The cut cane is gathered and put into a cart.  The person who is in charge of this process is a cart-warden, or carretero.

Either a team of oxen or a tractor pulls the cart to the weighing area or grua, where the cart’s contents will be weighed.  The picadores and the carretero will receive tickets representing the amount they cut or delivered, respectively.  There are several officials who work at the grua, and these are called pesadores.  The pesadores help with the weighing of the cane.  Once weighed, it is loaded on to tractor-trailers or train cars.  The train cars or tractors proceed to the ingenio, where the cane is processed into sugar crystals.

That sugar is exported into the United States under the CAFTA trade agreement and into Europe under the Economic Partnership Agreement (EPA).  In the USA the largest producer, refiner and distributor of sugar is the Fanjul family, under the ASR group, whose well-known brands include Florida Crystal and Domino.

In the USA sugar is subsidized. The Fanjul companies, therefore, enjoy the right to sell their sugar at a minimum price, normally above market price; in the meanwhile they grow sugar in the DR without regard to international labor and human rights standards.  When exported to the US, this sugar becomes a key ingredient in the sodas, candies, coffees and chocolates consumed by an unaware American public – a public that pays almost double what its European counterparts do for the “pleasure” of consuming subsidized sugar.

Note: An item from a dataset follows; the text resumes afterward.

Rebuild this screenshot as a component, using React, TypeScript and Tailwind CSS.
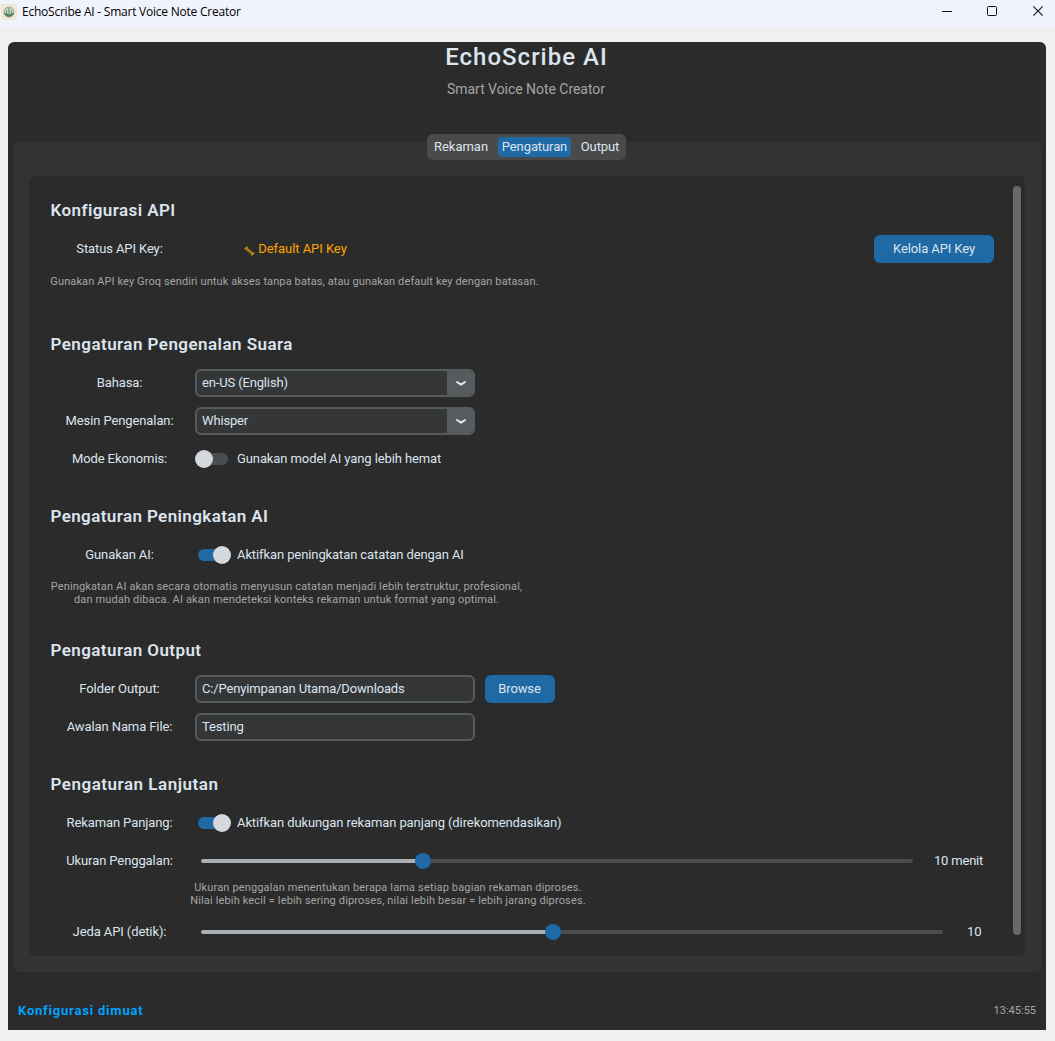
import type { ReactNode } from "react";

function Heading({ children, className = "tracking-[0.45px]" }: { children: ReactNode; className?: string }) {
  return (
    <h2 className={"mb-[11px] h-7 pl-[0.5px] text-[17px] leading-7 font-semibold whitespace-nowrap " + className}>
      {children}
    </h2>
  );
}

function Row({ label, children }: { label: string; children: ReactNode }) {
  return (
    <div className="flex h-7 items-center">
      <div className="mr-[5px] w-[140px] shrink-0 pr-px text-center whitespace-nowrap">{label}</div>
      {children}
    </div>
  );
}

function Field({ value, dropdown = false }: { value: string; dropdown?: boolean }) {
  return (
    <div className="flex h-7 w-[280px] overflow-hidden rounded-md border-2 border-[#565b5e] bg-[#343638]">
      <span className="flex-1 pl-[5px] leading-6 tracking-[-0.15px]">{value}</span>
      {dropdown && (
        <span className="flex w-[26px] items-center justify-center bg-[#565b5e] pl-0.5">
          <svg width="12" height="8" viewBox="0 0 12 8" fill="none">
            <path d="M2 3 6 5.700 10 3" stroke="#dce4ee" strokeWidth="2.100" strokeLinecap="round" strokeLinejoin="round" />
          </svg>
        </span>
      )}
    </div>
  );
}

function Toggle({ on = false, text }: { on?: boolean; text: string }) {
  return (
    <div className="flex items-center">
      {on ? (
        <span className="ml-[3px] flex h-3 w-[33px] items-center justify-end rounded-full bg-gradient-to-r from-[#1f6aa5] from-60% to-transparent to-60%">
          <span className="size-[18px] shrink-0 rounded-full bg-[#d5d9de]" />
        </span>
      ) : (
        <span className="mr-[3px] flex h-3 w-[33px] items-center rounded-full bg-gradient-to-r from-transparent from-40% to-[#4a4d50] to-40%">
          <span className="size-[18px] shrink-0 rounded-full bg-[#d5d9de]" />
        </span>
      )}
      <span className="ml-1.5 whitespace-nowrap">{text}</span>
    </div>
  );
}

function Slider({ before, after }: { before: string; after: string }) {
  return (
    <div className="ml-1.5 flex items-center">
      <span className={"h-1 rounded-l-sm bg-[#aab0b5] " + before} />
      <span className="z-10 -mx-2 size-4 rounded-full bg-[#1f6aa5]" />
      <span className={"h-1 rounded-r-sm bg-[#4a4d50] " + after} />
    </div>
  );
}

function Note({ children, className }: { children: ReactNode; className: string }) {
  return (
    <p className={"text-center text-[11px] leading-[13px] whitespace-nowrap text-[#a5a5a5] " + className}>
      {children}
    </p>
  );
}

function AppIcon() {
  return (
    <svg className="mr-[5px] ml-px" width="16" height="16" viewBox="0 0 16 16">
      <rect width="16" height="16" fill="#f0e9d8" />
      <circle cx="8" cy="8" r="5" fill="#c9d3c0" stroke="#8fa893" strokeWidth="1" />
      <path d="M8 4v7M5.500 6.500v2M10.500 6.500v2M3.500 9.300c1.500 0 3 .7 4.500 2.200 1.500-1.500 3-2.200 4.500-2.200-.8 2-2.500 3-4.500 3s-3.700-1-4.500-3Z" fill="#4a7d58" stroke="#4a7d58" strokeWidth=".9" />
    </svg>
  );
}

function KeyIcon() {
  return (
    <svg className="mt-1 mr-[3px]" width="11" height="10" viewBox="0 0 11 10" fill="none" stroke="#d08a1c" strokeLinecap="round">
      <path d="M2.800 2.800 8.300 7.700" strokeWidth="2.400" />
      <path d="M1.300 2.800 3 1M7.700 8.800 9.700 7" strokeWidth="1.600" />
      <path d="M2.800 2.800 8 7.400" stroke="#5c4017" strokeWidth=".6" />
    </svg>
  );
}

export default function App() {
  return (
    <div className="flex h-[1041px] w-[1055px] flex-col overflow-hidden bg-[#f0f0f0] font-['Roboto',sans-serif] text-[13px] tracking-[-0.1px] text-[#dce4ee]">
      <header className="flex h-[27px] shrink-0 bg-[#f0f3fb] text-black">
        <div className="flex h-[23px] flex-1 items-center">
          <AppIcon />
          <span className="font-['Open_Sans',sans-serif] text-[12px] tracking-[-0.23px]">EchoScribe AI - Smart Voice Note Creator</span>
        </div>
        <svg width="113" height="24" viewBox="942 0 113 24" fill="none" stroke="#111">
          <path d="M942 11.500h10" />
          <rect x="987.500" y="6.500" width="9" height="9" rx="1" />
          <path d="m1033.300 6.300 9.400 9.400m0-9.400-9.400 9.400" strokeWidth="1.100" />
        </svg>
      </header>

      <main className="mt-[15px] ml-2 flex h-[988px] w-[1038px] flex-col rounded-t-md bg-[#2b2b2b]">
        <div className="h-[92px] pr-px text-center">
          <h1 className="h-[30px] text-[24px] leading-[30px] font-medium tracking-[1px]">EchoScribe AI</h1>
          <p className="mt-[9px] pr-px text-[14px] leading-4 tracking-[-0.04px] text-[#a5a5a5]">Smart Voice Note Creator</p>
        </div>

        <div className="mt-2 ml-[5px] flex h-[830px] w-[1028px] flex-col items-center rounded-md bg-[#333333]">
          <nav className="-mt-2 mr-0.5 flex h-[26px] w-[199px] shrink-0 items-center rounded-md bg-[#4a4a4a] px-[3px] leading-5 tracking-normal">
            <span className="w-[68px] pr-[5px] text-center">Rekaman</span>
            <span className="w-[73px] rounded-sm bg-[#1f6aa5] pl-px text-center tracking-[-0.1px]">Pengaturan</span>
            <span className="w-[52px] pl-[7px] text-center tracking-[-0.1px]">Output</span>
          </nav>

          <div className="mt-4 flex h-[780px] w-[996px] rounded-md bg-[#2b2b2b] pt-5 pl-[21px]">
            <div className="flex w-[963px] flex-col">
              <section className="h-[134px]">
                <Heading className="tracking-[0.42px]">Konfigurasi API</Heading>
                <Row label="Status API Key:">
                  <span className="flex w-[201px] items-center justify-center tracking-[-0.05px] text-[#ffa500]">
                    <KeyIcon />
                    Default API Key
                  </span>
                  <button className="ml-auto mr-[19px] h-7 w-[120px] rounded-md bg-[#1f6aa5]">Kelola API Key</button>
                </Row>
                <Note className="mt-3 w-[489px] tracking-[0.11px]">
                  Gunakan API key Groq sendiri untuk akses tanpa batas, atau gunakan default key dengan batasan.
                </Note>
              </section>

              <section className="h-[172px]">
                <Heading>Pengaturan Pengenalan Suara</Heading>
                <div className="flex flex-col gap-2.5">
                  <Row label="Bahasa:"><Field value="en-US (English)" dropdown /></Row>
                  <Row label="Mesin Pengenalan:"><Field value="Whisper" dropdown /></Row>
                  <Row label="Mode Ekonomis:"><Toggle text="Gunakan model AI yang lebih hemat" /></Row>
                </div>
              </section>

              <section className="h-[134px]">
                <Heading className="tracking-[0.39px]">Pengaturan Peningkatan AI</Heading>
                <Row label="Gunakan AI:"><Toggle on text="Aktifkan peningkatan catatan dengan AI" /></Row>
                <Note className="mt-[11px] w-[473px] tracking-[0.145px]">
                  Peningkatan AI akan secara otomatis menyusun catatan menjadi lebih terstruktur, profesional,
                  <br />
                  dan mudah dibaca. AI akan mendeteksi konteks rekaman untuk format yang optimal.
                </Note>
              </section>

              <section className="h-[134px]">
                <Heading className="tracking-[0.42px]">Pengaturan Output</Heading>
                <div className="flex flex-col gap-2.5">
                  <Row label="Folder Output:">
                    <Field value="C:/Penyimpanan Utama/Downloads" />
                    <button className="ml-2.5 h-7 w-[70px] rounded-md bg-[#1f6aa5] pr-px">Browse</button>
                  </Row>
                  <Row label="Awalan Nama File:"><Field value="Testing" /></Row>
                </div>
              </section>

              <section>
                <Heading className="tracking-[0.52px]">Pengaturan Lanjutan</Heading>
                <div className="flex flex-col gap-2.5">
                  <Row label="Rekaman Panjang:">
                    <Toggle on text="Aktifkan dukungan rekaman panjang (direkomendasikan)" />
                  </Row>
                  <Row label="Ukuran Penggalan:">
                    <Slider before="w-[222px]" after="w-[490px]" />
                    <span className="ml-[21px] tracking-[-0.2px] whitespace-nowrap">10 menit</span>
                  </Row>
                </div>
                <Note className="mt-1.5 mb-[11px] ml-[140px] w-[396px] tracking-[0.15px]">
                  Ukuran penggalan menentukan berapa lama setiap bagian rekaman diproses.
                  <br />
                  Nilai lebih kecil = lebih sering diproses, nilai lebih besar = lebih jarang diproses.
                </Note>
                <Row label="Jeda API (detik):">
                  <Slider before="w-[352px]" after="w-[390px]" />
                  <span className="ml-6">10</span>
                </Row>
              </section>
            </div>
            <div className="-mt-2.5 h-[749px] w-2 rounded-sm bg-[#696969]" />
          </div>
        </div>

        <footer className="flex h-[58px] items-center justify-between px-2.5 pt-[19px]">
          <span className="font-bold tracking-[0.8px] text-[#00a2ff]">Konfigurasi dimuat</span>
          <span className="pt-0.5 text-[11px] tracking-normal text-[#a5a5a5]">13:45:55</span>
        </footer>
      </main>
    </div>
  );
}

The "braceros" (sugarcane cutters) arrive from Haiti and are transferred in inhuman conditions into the plantations. Most of them know nothing about their destination once they arrive in their new country.

Labor, Migration, and Life in the Batey

The workers mentioned above mostly live in bateyes.  A batey is a company “town,” deep in the middle of the plantations with no public transportation, sanitation, running water, schools, infirmaries, est., and consisting of barracks and a few houses.

Every year, for seventy years or more, male seasonal laborers from Haiti have arrived to cut cane. These people are called congoses, which is a derisive term roughly equivalent to “idiot” or “sucker” in English, but mostly they are called “nigger“. Congoses are lodged five to a room with no bedding and expected to work long, hard hours.  In the past, Dominican heads of state paid Haitian heads of state a finder’s fee to round up large numbers of Haitians. These days, individual ingenios pay headhunters, called buscones, a percentage of the wages earned by each picador the headhunter provides. A headhunter may entice the prospective laborer with promises of a work permit, and often requires a large fee from the prospective immigrant. When immigrants arrive, they find that they are not free to leave the batey, and that the conditions are far from favorable.

Over time, some most of these migrants have stayed and started families.  Haitian women have migrated, as well. Bateyes are unique in culture and language, which is a mix of Haitian (French Creole) and Dominican (Spanish).

The Dominican government has historically provided fewer public services to bateyes than to similarly sized communities in the rest of the country.  The bateyes were regarded as exceptions to the country’s governance system.  It was often left to the CEA or private companies to provide basic services, a responsibility that all too often they did not fulfill.  Bateyes are often still regarded as places where only Haitians (non-citizens) live.  Since the Haitians who originally filled the bateyes were not legal immigrants, their children have often been denied citizenship papers.  Without citizenship papers, these Dominican-born children of Haitian immigrants cannot go to school nor can they receive the benefits of other public services.

The historical lack of educational and health services to these communities and the low wages have tended to make bateyes some of the poorest communities in the country.  They are operated from a practical “legal vacuum” vis-a-vis the rest of the country.  Thus, applicable laws and regulations – such as freedom of assembly, social security, pensions, a written contract, minimum wage, health and safety measures, prohibition of child labor, schooling – are not only un-enforced, but large landowners often rely on and influence the military, police officers, public officials, the judiciary and even the church and congress to sustain the aberrant “no man’s land” status of the bateyes.